Monday, 4 February 2019

Don't need a reason


     If she were here now, she'd tell us to stop being such a puddle of wusses. If she were here now, she'd tell us to rattle our dags and get the hell on with it. If she were here now, she'd deliver the twitter equivalent of a clip round the ear & tell me to get the bollocks on with writing again. So that's what I'm doing.

     She's not here though. Like an awful lot of people I woke up on Sunday morning to the news that Dr Dianne Tillotson – or @hipbookfairy as many of us will always think of her – had died. I cried a bit. I suspect I'm not alone in that. If you didn't know her, then that loss is yours. If you did know her, then that loss is ours. Because she was one of the best people I've encountered on twitter. She was funny, she was clever, she was kind, formidable, gentle, straight talking, fascinating, full of knowledge, yet she always wore her learning lightly, and despite being hugely appreciative of other people and their work, never once do I have a memory of her showing off all that she knew and had worked on. All she ever wanted to do was share her own enthusiasm in the hope of encouraging others.

     And she did. She truly did. It didn't matter to her how many letters you had after your name or how many hours you'd spent in dusty archives researching esoteric brasses or church crawling in ever increasing selfimportance, she just cared that you cared. About anything. If it was important to you, she took an interest, because despite her searing intelligence and rock solid understanding of so many things, what fired her most were people. I don't think there have been many I've come across who were so joyfully engaged with people, regardless of subject. There were no airs and graces, no pretensions, no false front with Dianne. And she didn't entertain it from others either, her legendary bluntness coming to the fore as and when required, but always with a gleam in her eye, and the unspoken understanding that she would forgive you almost anything, but wouldn't let you get away with much.

     She told me off a lot. She told me off when I was being a brat. She told me off for swearing too much. She told me off for being lazy, being silly, for being a bit of a twat. But always with kindness, and always with generosity.

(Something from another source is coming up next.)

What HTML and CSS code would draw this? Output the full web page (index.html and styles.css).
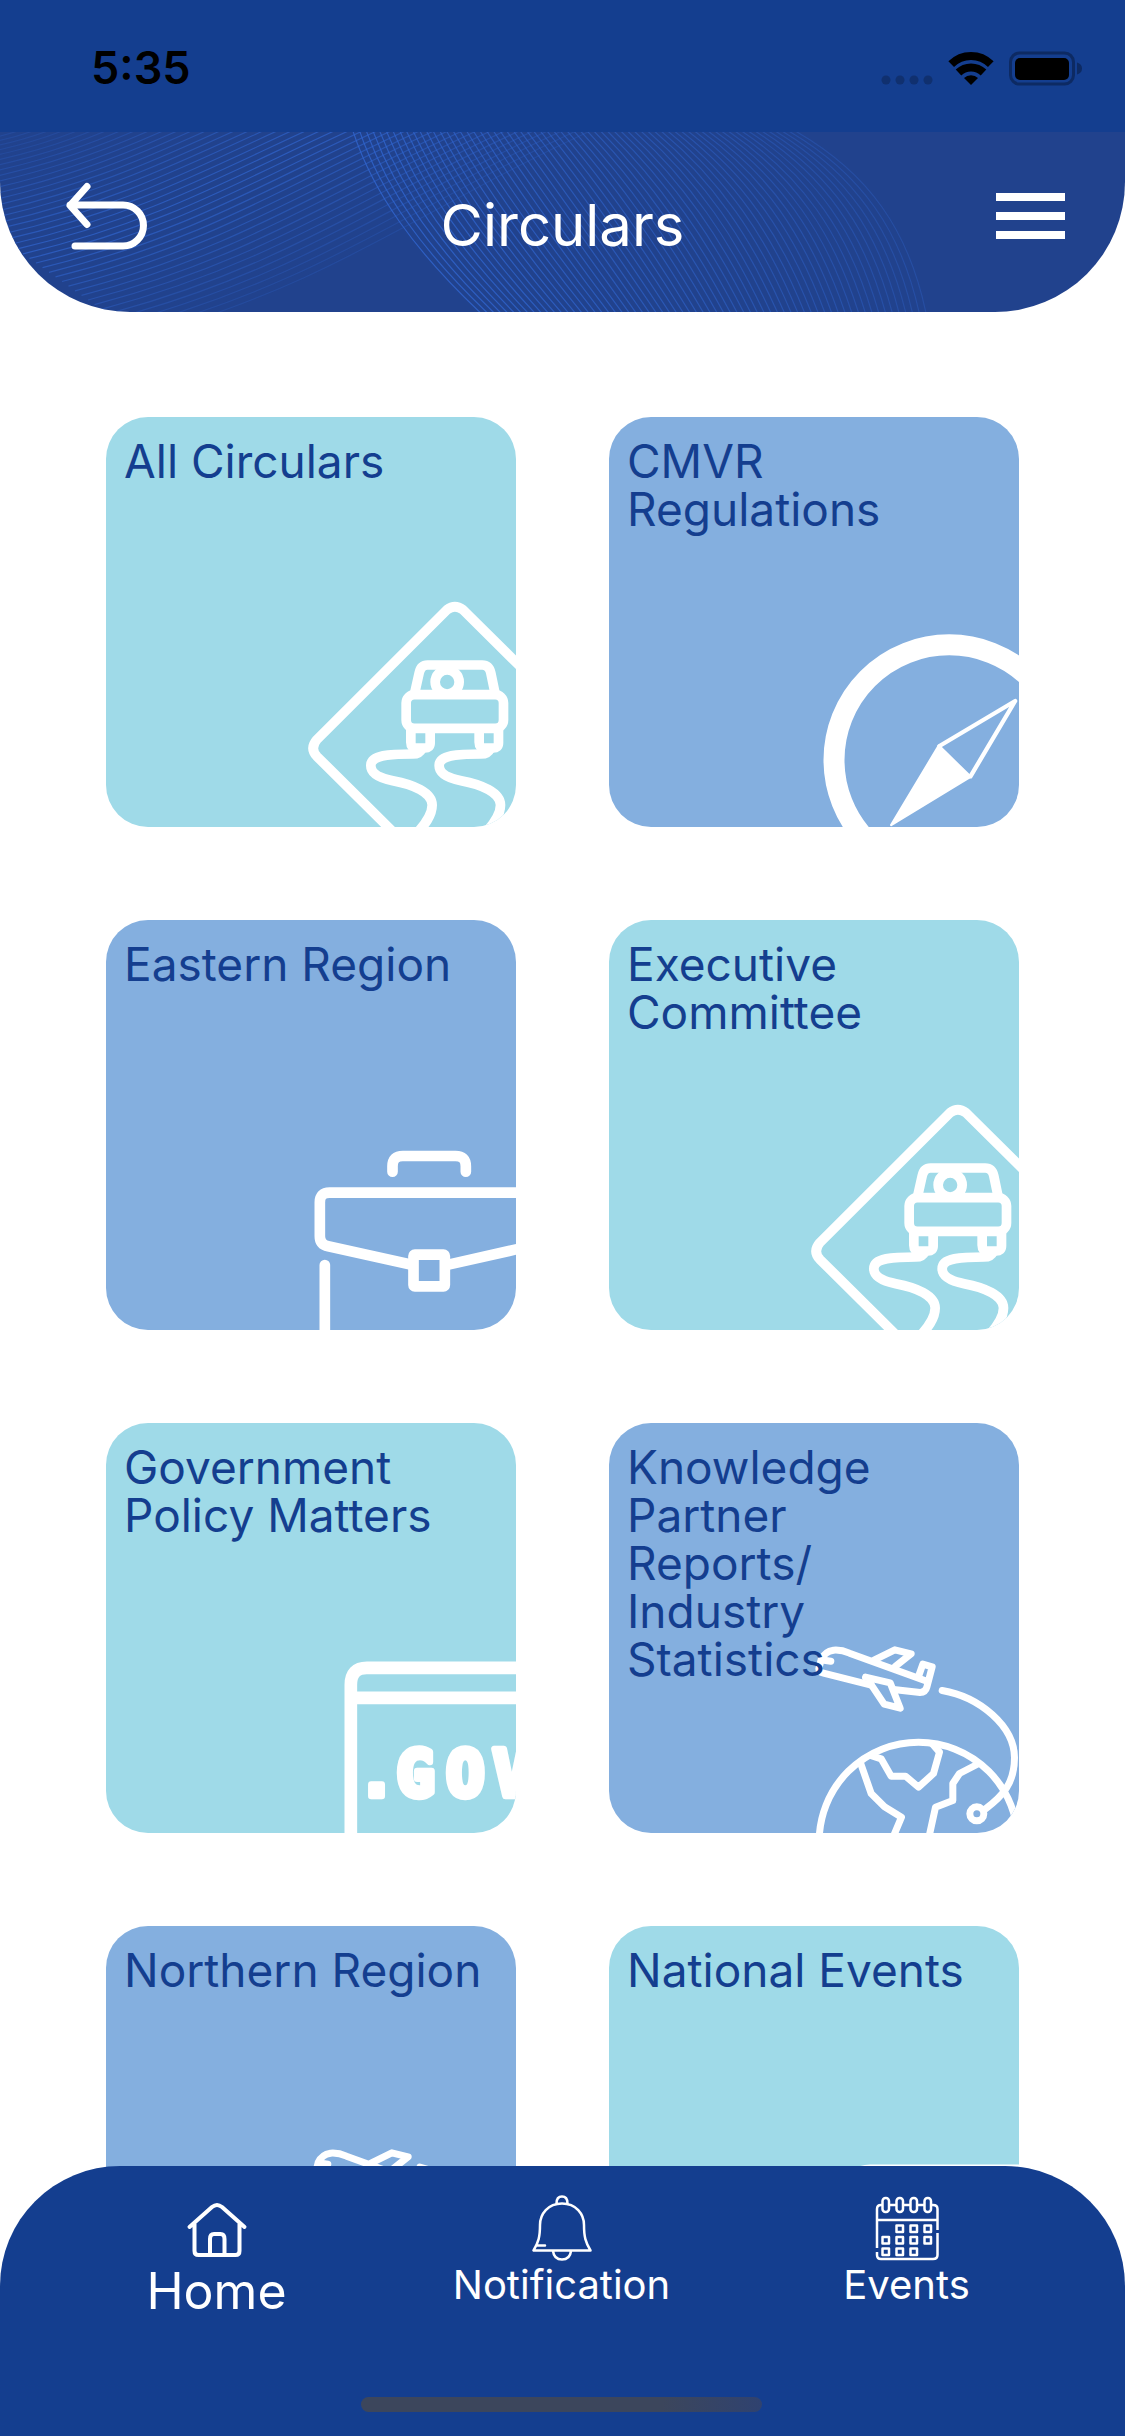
FILE: index.html
```html
<!DOCTYPE html>
<html lang="en">
<head>
<meta charset="utf-8">
<meta name="viewport" content="width=device-width, initial-scale=1">
<title>Circulars</title>
<link rel="stylesheet" href="styles.css">
</head>
<body>
<svg class="sprite" aria-hidden="true">
  <symbol id="art-road" viewBox="0 0 410 410">
    <g transform="translate(183.5 162) scale(.33333)" fill="none" stroke="#fff" stroke-width="29">
      <path d="M710 280 520 92Q496 74 473 92L82 482Q60 508 82 532L330 778"/>
      <path d="M376 340 389 282Q394 258 414 258H578Q599 258 604 282L616 340"/>
      <circle cx="473" cy="309" r="36"/>
      <rect x="350" y="347" width="292" height="101" rx="25"/>
      <path d="M364 450V490Q364 507 380 507H406Q422 507 422 492V450"/>
      <path d="M569 450V490Q569 507 585 507H611Q627 507 627 492V450"/>
      <path d="M398 508Q390 525 370 525C300 525 244 528 244 560 244 588 285 600 310 605 370 616 428 640 428 678 428 710 405 738 380 765"/>
      <path d="M603 508Q595 525 575 525C505 525 449 528 449 560 449 588 490 600 515 605 575 616 633 640 633 678 633 710 610 738 585 765"/>
    </g>
  </symbol>
  <symbol id="art-compass" viewBox="0 0 410 410">
    <g transform="translate(-19.5 -18) scale(.33333)" fill="none" stroke="#fff" stroke-linejoin="round" stroke-linecap="round">
      <circle cx="1079" cy="1083" r="345.500" stroke-width="63"/>
      <path d="M1050 1041 1277 906 1143 1132" stroke-width="13"/>
      <path d="M1048 1040 1143 1133 905 1278Z" fill="#fff" stroke-width="7"/>
    </g>
  </symbol>
  <symbol id="art-case" viewBox="0 0 410 410">
    <g transform="translate(183.5 199) scale(.33333)" fill="none" stroke="#fff" stroke-width="32" stroke-linecap="round">
      <path d="M309 158V142Q309 111 340 111H498Q529 111 529 142V158"/>
      <path d="M720 221H120Q91 221 91 250V352Q91 377 116 382L360 436M480 436 720 382"/>
      <rect x="372" y="407" width="94" height="95" rx="4"/>
      <path d="M106 438V700"/>
    </g>
  </symbol>
  <symbol id="art-gov" viewBox="0 0 410 410">
    <g transform="translate(223.5 216.5) scale(.33333)" fill="none" stroke="#fff" stroke-width="38">
      <path d="M64 640V136Q64 85 112 85H620M64 175H620"/>
      <text class="gov-text" x="84 201 350 490" y="470">.GOV</text>
    </g>
  </symbol>
  <symbol id="art-travel" viewBox="0 0 410 410">
    <g transform="translate(180.5 196.5) scale(.33333)" fill="none" stroke="#fff" stroke-width="21" stroke-linecap="round" stroke-linejoin="round">
      <path d="M408 184 180 101Q155 90 132 92 106 96 95 120L88 148Q88 158 102 161L245 197"/>
      <path d="M104 122 124 125"/>
      <path d="M388 168 400 134 428 142 412 203Q408 219 392 219L312 210"/>
      <path d="M255 121 316 91 365 103 318 140"/>
      <path d="M228 173 302 190 332 266 284 254 240 188"/>
      <path d="M458 213C570 232 675 320 675 415 675 490 640 530 588 568"/>
      <circle cx="562" cy="583" r="21"/>
      <circle cx="387" cy="666" r="298"/>
      <path d="M213 430 245 522 285 562 336 593 312 650"/>
      <path d="M243 408 275 418 305 470H348L387 503 432 462 450 398 430 375"/>
      <path d="M568 432 510 462 490 492V543L438 563 419 650"/>
    </g>
  </symbol>
</svg>

<div class="app">
  <div class="status">
    <span class="clock">5:35</span>
    <svg class="indicators" viewBox="880 50 203 37" aria-hidden="true">
      <g fill="#10306f">
        <circle cx="886" cy="80" r="4.500"/><circle cx="900" cy="80" r="4.500"/><circle cx="914" cy="80" r="4.500"/><circle cx="928" cy="80" r="4.500"/>
      </g>
      <g fill="none" stroke="#000" stroke-width="8">
        <path d="M951.200 64.200A28 28 0 0 1 990.800 64.200M958.500 72.500A18 18 0 0 1 983.500 72.500"/>
      </g>
      <path d="M971 85 964 78A10 10 0 0 1 978 78Z"/>
      <rect x="1010.500" y="53" width="63" height="31" rx="9" fill="none" stroke="#0d2a63" stroke-width="3"/>
      <rect x="1015" y="58" width="54" height="22" rx="5"/>
      <path d="M1077 62.500Q1082 64 1082 68.500T1077 74.500Z" fill="#0d2a63"/>
    </svg>
  </div>

  <header class="header">
    <svg class="waves" id="waves" viewBox="0 0 1125 180" preserveAspectRatio="none" aria-hidden="true"></svg>
    <button class="icon-button" type="button" aria-label="Back">
      <svg width="82" height="68" viewBox="66 181 82 68" fill="none" stroke="#fff" stroke-width="7" stroke-linecap="round" stroke-linejoin="round" aria-hidden="true">
        <path d="M87 185.500 70 204.500 87 223.500M70 204H123A20.500 20.500 0 0 1 123 245H75"/>
      </svg>
    </button>
    <h1 class="title">Circulars</h1>
    <button class="icon-button icon-button-end" type="button" aria-label="Menu">
      <svg width="69" height="46" viewBox="0 0 69 46" fill="none" stroke="#fff" stroke-width="8" aria-hidden="true">
        <path d="M0 4H69M0 23H69M0 42H69"/>
      </svg>
    </button>
  </header>

  <main class="content">
    <div class="cards">
      <a class="card card-aqua" href="#"><svg class="art" aria-hidden="true"><use href="#art-road"/></svg><span class="label">All Circulars</span></a>
      <a class="card card-blue" href="#"><svg class="art" aria-hidden="true"><use href="#art-compass"/></svg><span class="label">CMVR<br>Regulations</span></a>
      <a class="card card-blue" href="#"><svg class="art" aria-hidden="true"><use href="#art-case"/></svg><span class="label">Eastern Region</span></a>
      <a class="card card-aqua" href="#"><svg class="art" aria-hidden="true"><use href="#art-road"/></svg><span class="label">Executive<br>Committee</span></a>
      <a class="card card-aqua" href="#"><svg class="art" aria-hidden="true"><use href="#art-gov"/></svg><span class="label">Government<br>Policy Matters</span></a>
      <a class="card card-blue" href="#"><svg class="art" aria-hidden="true"><use href="#art-travel"/></svg><span class="label">Knowledge<br>Partner<br>Reports/<br>Industry<br>Statistics</span></a>
      <a class="card card-blue" href="#"><svg class="art" aria-hidden="true"><use href="#art-travel"/></svg><span class="label">Northern Region</span></a>
      <a class="card card-aqua" href="#"><svg class="art" aria-hidden="true"><use href="#art-gov"/></svg><span class="label">National Events</span></a>
    </div>
  </main>

  <nav class="tabbar" aria-label="Main">
    <div class="tabs">
      <a class="tab tab-active" href="#">
        <svg width="64" height="66" viewBox="0 0 64 66" fill="none" stroke="#fff" stroke-width="4" stroke-linecap="round" stroke-linejoin="round" aria-hidden="true">
          <path d="M4.500 32 27 12Q32 8 37 12L59.500 32M9.500 29V56Q9.500 60 13.500 60H50.500Q54.500 60 54.500 56V29M25 60V44Q25 39 29 39H35.500Q39.500 39 39.500 44V60"/>
        </svg>
        Home
      </a>
      <a class="tab" href="#">
        <svg width="64" height="66" viewBox="0 0 64 66" fill="none" stroke="#fff" stroke-width="2.500" stroke-linecap="round" stroke-linejoin="round" aria-hidden="true">
          <path d="M32 8.500C18 8.500 10 19 10 30 10 42 8.500 47 3.500 55.500H60.500C55.500 47 54 42 54 30 54 19 46 8.500 32 8.500ZM26.500 8.500Q26.500 1.500 32 1.500T37.500 8.500M23 56Q24 64.500 32 64.500T41 56M6 50.500H15"/>
        </svg>
        Notification
      </a>
      <a class="tab" href="#">
        <svg width="64" height="66" viewBox="0 0 64 66" fill="none" stroke="#fff" stroke-width="2.500" stroke-linejoin="round" aria-hidden="true">
          <path d="M7.500 10H6Q2 10 2 14V53M14 10H21.500M28 10H35.500M42 10H49.500M56 10H58Q62.500 10 62.500 14V35M62.500 38V60Q62.500 64 58 64H6Q2 64 2 60V57M2 25H62.500"/>
          <rect x="7.500" y="3" width="6.500" height="14" rx="3"/><rect x="21.500" y="3" width="6.500" height="14" rx="3"/><rect x="35.500" y="3" width="6.500" height="14" rx="3"/><rect x="49.500" y="3" width="6.500" height="14" rx="3"/>
          <path d="M21.500 30.500H28V37H21.500ZM35.500 30.500H42V37H35.500ZM49.500 30.500H56V37H49.500ZM7.500 42H14V48.500H7.500ZM21.500 42H28V48.500H21.500ZM35.500 42H42V48.500H35.500ZM49.500 42H56V48.500H49.500ZM7.500 53.500H14V60H7.500ZM21.500 53.500H28V60H21.500ZM35.500 53.500H42V60H35.500Z"/>
        </svg>
        Events
      </a>
    </div>
    <div class="home-indicator"></div>
  </nav>
</div>
<script src="waves.js"></script>
</body>
</html>
```
FILE: styles.css
```css
* {
  box-sizing: border-box;
}

body {
  margin: 0;
  background: #fff;
  font-family: Inter, "Liberation Sans", sans-serif;
}

.sprite {
  display: none;
}

.gov-text {
  fill: #fff;
  stroke-width: 20px;
  stroke-linejoin: round;
  font: bold 190px "DejaVu Sans Mono", monospace;
}

.app {
  display: flex;
  flex-direction: column;
  height: 100vh;
  overflow: hidden;
}

.status {
  display: flex;
  flex: none;
  align-items: center;
  justify-content: space-between;
  height: 132px;
  padding: 4px 42px 0 91px;
  background: #143e8f;
}

.clock {
  font-size: 45px;
  font-weight: 600;
  line-height: 48px;
}

.indicators {
  width: 203px;
  height: 37px;
}

.header {
  display: grid;
  flex: none;
  grid-template-columns: 1fr auto 1fr;
  align-items: center;
  height: 180px;
  overflow: hidden;
  background: #21428d;
  border-radius: 0 0 130px 130px;
}

.waves {
  grid-area: 1 / 1 / 2 / 4;
  width: 100%;
  height: 180px;
}

.icon-button {
  grid-area: 1 / 1;
  justify-self: start;
  padding: 0 0 12px;
  margin: 0 60px 0 66px;
  background: none;
  border: 0;
}

.icon-button svg {
  display: block;
}

.icon-button-end {
  grid-area: 1 / 3;
  justify-self: end;
}

.title {
  grid-area: 1 / 2;
  margin: 0;
  padding-top: 6px;
  color: #fff;
  font-size: 58px;
  font-weight: 400;
  line-height: 64px;
}

.content {
  flex: 1;
  min-height: 0;
  padding: 105px 106px 0;
  overflow-y: auto;
  scrollbar-width: none;
}

.cards {
  display: grid;
  grid-template-columns: 1fr 1fr;
  gap: 93px;
  padding-bottom: 220px;
}

.card {
  display: grid;
  aspect-ratio: 1;
  overflow: hidden;
  color: #143e8f;
  text-decoration: none;
  border-radius: 42px;
}

.card-aqua {
  background: #9fdae8;
}

.card-blue {
  background: #84afdf;
}

.art {
  grid-area: 1 / 1;
  width: 100%;
  height: 100%;
}

.label {
  grid-area: 1 / 1;
  padding: 20px 16px 0 18px;
  font-size: 46px;
  font-weight: 400;
  line-height: 48px;
}

.tabbar {
  display: flex;
  flex: none;
  flex-direction: column;
  gap: 76px;
  align-items: center;
  margin-top: -120px;
  padding: 29px 46px 24px 44px;
  background: #143e8f;
  border-radius: 120px 120px 0 0;
  z-index: 1;
}

.tabs {
  display: grid;
  grid-template-columns: repeat(3, 1fr);
  width: 100%;
}

.tab {
  display: flex;
  flex-direction: column;
  align-items: center;
  color: #fff;
  font-size: 40px;
  line-height: 48px;
  text-decoration: none;
}

.tab-active {
  font-size: 50px;
  line-height: 60px;
}

.home-indicator {
  width: 401px;
  height: 15px;
  background: linear-gradient(100deg, #3c465c 75%, #2f4270);
  border-radius: 8px;
}
```
FILE: waves.js
```js
// Draws each band of header lines by blending one Bezier curve into another.
const svg = document.getElementById('waves');

function band(from, to, count, opacityAt) {
  for (let i = 0; i <= count; i++) {
    const t = i / count;
    const p = from.map((v, k) => (v + (to[k] - v) * t).toFixed(1));
    const path = document.createElementNS('http://www.w3.org/2000/svg', 'path');
    path.setAttribute('d', `M${p[0]} ${p[1]}C${p.slice(2).join(' ')}`);
    path.setAttribute('fill', 'none');
    path.setAttribute('stroke', '#3064cc');
    path.setAttribute('stroke-width', '1.2');
    path.setAttribute('opacity', opacityAt(t).toFixed(2));
    svg.appendChild(path);
  }
}

band([-120, 20, -60, 15, 0, 10, 40, -10], [140, 205, 340, 150, 430, 70, 610, -10], 40,
  t => 0.25 + 0.5 * Math.max(0, 1 - Math.abs(t - 0.55) * 2.2));
band([352, -4, 372, 60, 415, 120, 486, 186], [790, -4, 870, 40, 910, 100, 927, 186], 66,
  t => 0.85 - 0.5 * t);
```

     Generous is the word that keeps coming to mind when I think of her. She gave so freely, so easily, so simply that it never felt she was doing it as a favour or an obligation. Her generosity was really altruism. She saw an opportunity to help others, so she did. She never thought about receiving. Never thought about what she got back from it, just a natural reflex to help, and to make things better. And she did, she always did. The number of word exchanged between us pales into insignificance when I think about what they really meant. She was an absolute one off, one time, one individual who took her own path and forever was drawn to those who did the same. She inspired and encouraged so many others, and we are all diminished by her loss. She was, in her own words, a volunteer with attitude. I shall miss her, and I lack the eloquence to truly pay tribute to her. All I can think is that if she meant so much to me and others who never even met her, then how much did she influence and shape the lives of those who really knew her best, who benefited from her calm, witty, insightful wisdom?

     A better person than I reminded me last night that 'No one is actually dead until the ripples they cause in the world die away'. With Dianne, those ripples will continue into the foreseeable future, for at least as long as I strive and endure. She pushed me forward whilst holding my hand. I shall miss her presence, almost more than I can say, the kind consideration for everyone she came across, the humour, the biting wit and silliness that never once hid just how good a person she was, and just what a hinterland there was behind every insight.

     If she were here right now, she'd be wagging a gently chiding finger at me, telling me to write more, telling me that I have the same spirit in me, telling me to put my boots on and kick the arse out of the things I can do to make the world a better place. If she were here right now, I'd know she was right. She always was. But she's not here, and won't be, so instead I've written this. Mawkish and self-indulgent it may be, and she'd almost certainly give me a good ticking off for it, but I know the difference she made to so many of us. So I am writing this in my most bright and colourful clothes, with my biggest boots on, flowers in my hair, being that 'spunky chick with attitood' that she said I was, because she believed in me. And I never took the chance to tell her how much she meant to me, and to so many others.